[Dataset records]
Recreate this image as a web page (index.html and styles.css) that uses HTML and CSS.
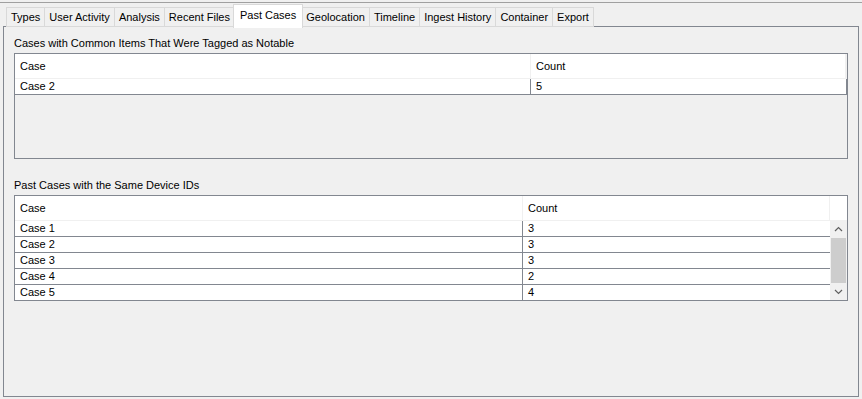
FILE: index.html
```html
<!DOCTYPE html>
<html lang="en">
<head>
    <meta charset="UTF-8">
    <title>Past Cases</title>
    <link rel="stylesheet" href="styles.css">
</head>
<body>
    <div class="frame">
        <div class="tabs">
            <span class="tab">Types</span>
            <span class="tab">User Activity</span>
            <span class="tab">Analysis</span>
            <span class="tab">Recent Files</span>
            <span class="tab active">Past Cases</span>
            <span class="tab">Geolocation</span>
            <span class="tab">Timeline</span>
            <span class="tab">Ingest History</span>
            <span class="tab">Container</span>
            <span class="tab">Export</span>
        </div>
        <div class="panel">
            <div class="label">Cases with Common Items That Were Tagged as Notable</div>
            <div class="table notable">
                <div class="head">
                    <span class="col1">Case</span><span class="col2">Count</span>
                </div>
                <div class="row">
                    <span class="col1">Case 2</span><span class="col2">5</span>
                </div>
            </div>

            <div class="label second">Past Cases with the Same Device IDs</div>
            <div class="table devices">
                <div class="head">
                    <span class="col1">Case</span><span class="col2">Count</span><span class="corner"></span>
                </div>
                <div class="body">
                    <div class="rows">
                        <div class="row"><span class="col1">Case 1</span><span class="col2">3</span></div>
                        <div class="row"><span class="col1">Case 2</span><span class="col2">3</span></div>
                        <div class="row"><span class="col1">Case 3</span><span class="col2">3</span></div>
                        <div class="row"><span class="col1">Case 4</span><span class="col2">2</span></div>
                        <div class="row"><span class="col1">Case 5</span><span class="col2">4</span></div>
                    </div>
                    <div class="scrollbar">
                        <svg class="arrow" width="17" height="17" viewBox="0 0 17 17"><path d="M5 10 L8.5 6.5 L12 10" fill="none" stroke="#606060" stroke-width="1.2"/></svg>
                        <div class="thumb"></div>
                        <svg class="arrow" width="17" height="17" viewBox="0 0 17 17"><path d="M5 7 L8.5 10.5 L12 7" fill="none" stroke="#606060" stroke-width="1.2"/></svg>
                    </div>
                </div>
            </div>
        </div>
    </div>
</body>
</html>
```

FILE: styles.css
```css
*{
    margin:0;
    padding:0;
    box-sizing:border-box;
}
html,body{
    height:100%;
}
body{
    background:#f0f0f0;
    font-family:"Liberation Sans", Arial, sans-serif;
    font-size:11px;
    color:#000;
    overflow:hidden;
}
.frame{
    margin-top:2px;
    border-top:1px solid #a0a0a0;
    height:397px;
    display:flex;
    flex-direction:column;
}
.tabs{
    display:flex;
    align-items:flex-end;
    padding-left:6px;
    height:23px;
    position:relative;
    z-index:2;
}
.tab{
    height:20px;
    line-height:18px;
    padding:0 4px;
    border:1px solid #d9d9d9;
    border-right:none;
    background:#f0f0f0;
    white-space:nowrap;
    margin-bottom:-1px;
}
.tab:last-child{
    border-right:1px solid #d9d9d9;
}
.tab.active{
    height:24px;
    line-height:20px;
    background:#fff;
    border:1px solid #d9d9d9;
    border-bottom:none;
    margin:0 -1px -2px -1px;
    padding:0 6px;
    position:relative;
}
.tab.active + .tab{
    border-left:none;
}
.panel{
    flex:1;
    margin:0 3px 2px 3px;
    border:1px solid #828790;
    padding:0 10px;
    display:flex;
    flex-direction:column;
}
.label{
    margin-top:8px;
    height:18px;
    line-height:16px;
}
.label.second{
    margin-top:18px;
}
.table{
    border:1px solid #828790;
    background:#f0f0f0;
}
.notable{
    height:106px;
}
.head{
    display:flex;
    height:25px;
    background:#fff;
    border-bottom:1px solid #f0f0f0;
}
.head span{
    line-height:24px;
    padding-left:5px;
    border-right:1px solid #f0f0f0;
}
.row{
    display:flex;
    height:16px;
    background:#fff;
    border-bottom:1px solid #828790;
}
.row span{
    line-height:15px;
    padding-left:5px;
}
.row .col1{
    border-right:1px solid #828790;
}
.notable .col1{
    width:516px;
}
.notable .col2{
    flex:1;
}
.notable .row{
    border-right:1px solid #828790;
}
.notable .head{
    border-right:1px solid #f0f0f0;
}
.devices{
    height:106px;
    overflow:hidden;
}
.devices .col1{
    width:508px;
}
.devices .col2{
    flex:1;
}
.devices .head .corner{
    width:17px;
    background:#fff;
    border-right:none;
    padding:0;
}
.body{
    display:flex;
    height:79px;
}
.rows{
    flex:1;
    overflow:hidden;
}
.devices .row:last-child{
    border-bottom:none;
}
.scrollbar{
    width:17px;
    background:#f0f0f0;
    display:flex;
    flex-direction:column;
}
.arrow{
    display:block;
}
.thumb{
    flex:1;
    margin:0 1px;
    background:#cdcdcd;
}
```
==
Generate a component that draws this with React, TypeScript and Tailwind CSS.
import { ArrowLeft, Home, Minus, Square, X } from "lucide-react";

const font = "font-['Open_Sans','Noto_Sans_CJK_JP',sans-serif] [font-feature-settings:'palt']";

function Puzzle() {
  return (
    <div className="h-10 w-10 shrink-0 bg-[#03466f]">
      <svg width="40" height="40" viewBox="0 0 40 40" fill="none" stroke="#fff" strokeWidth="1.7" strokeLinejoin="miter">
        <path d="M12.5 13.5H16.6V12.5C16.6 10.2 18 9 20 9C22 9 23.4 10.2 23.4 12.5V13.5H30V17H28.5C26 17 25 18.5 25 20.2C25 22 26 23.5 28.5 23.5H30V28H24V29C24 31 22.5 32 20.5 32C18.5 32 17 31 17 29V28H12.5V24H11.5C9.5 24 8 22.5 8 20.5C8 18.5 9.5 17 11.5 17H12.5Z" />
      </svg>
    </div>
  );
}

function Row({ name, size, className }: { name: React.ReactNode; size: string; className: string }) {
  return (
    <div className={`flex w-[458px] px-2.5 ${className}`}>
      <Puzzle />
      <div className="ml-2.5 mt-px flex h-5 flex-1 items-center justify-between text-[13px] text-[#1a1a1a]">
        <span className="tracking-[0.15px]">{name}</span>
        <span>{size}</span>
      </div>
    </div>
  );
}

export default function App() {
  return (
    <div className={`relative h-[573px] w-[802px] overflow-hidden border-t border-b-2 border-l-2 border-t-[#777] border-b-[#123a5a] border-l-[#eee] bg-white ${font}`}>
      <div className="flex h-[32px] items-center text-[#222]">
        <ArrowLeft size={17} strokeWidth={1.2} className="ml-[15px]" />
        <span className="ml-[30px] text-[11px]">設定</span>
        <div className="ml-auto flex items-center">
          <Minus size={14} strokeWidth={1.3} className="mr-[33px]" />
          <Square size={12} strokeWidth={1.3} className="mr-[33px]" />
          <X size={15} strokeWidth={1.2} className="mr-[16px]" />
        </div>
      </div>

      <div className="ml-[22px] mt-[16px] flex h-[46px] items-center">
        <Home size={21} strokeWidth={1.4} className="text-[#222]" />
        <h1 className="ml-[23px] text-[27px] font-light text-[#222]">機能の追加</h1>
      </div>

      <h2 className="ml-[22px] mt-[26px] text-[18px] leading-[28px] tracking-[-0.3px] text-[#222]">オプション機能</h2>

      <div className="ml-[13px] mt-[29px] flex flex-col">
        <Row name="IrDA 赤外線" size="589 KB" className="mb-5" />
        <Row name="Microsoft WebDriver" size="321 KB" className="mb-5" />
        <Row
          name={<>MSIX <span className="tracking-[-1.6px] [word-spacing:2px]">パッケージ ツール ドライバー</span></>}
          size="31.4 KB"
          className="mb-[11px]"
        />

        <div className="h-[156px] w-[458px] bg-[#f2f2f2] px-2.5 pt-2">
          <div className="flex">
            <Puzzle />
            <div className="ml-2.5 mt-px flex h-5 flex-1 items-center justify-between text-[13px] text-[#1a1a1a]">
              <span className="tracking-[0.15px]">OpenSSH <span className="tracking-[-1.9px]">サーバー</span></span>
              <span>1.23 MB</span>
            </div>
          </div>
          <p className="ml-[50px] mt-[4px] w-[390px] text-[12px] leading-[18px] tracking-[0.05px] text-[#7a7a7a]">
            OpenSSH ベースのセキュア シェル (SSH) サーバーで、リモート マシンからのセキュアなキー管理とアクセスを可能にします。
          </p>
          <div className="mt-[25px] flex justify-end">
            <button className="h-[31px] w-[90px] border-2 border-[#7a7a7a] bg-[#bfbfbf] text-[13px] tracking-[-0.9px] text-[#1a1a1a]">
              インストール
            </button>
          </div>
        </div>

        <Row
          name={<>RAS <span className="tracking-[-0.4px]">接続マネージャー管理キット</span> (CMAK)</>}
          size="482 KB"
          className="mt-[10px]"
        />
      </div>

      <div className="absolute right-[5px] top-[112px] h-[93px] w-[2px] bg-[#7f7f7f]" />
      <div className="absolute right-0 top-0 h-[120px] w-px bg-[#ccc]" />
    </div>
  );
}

TASK DESCRIPTION => Check each line of the data above for the string "styles", then report how many lines have it, with no other words.

EXERCISE SOLUTION => 3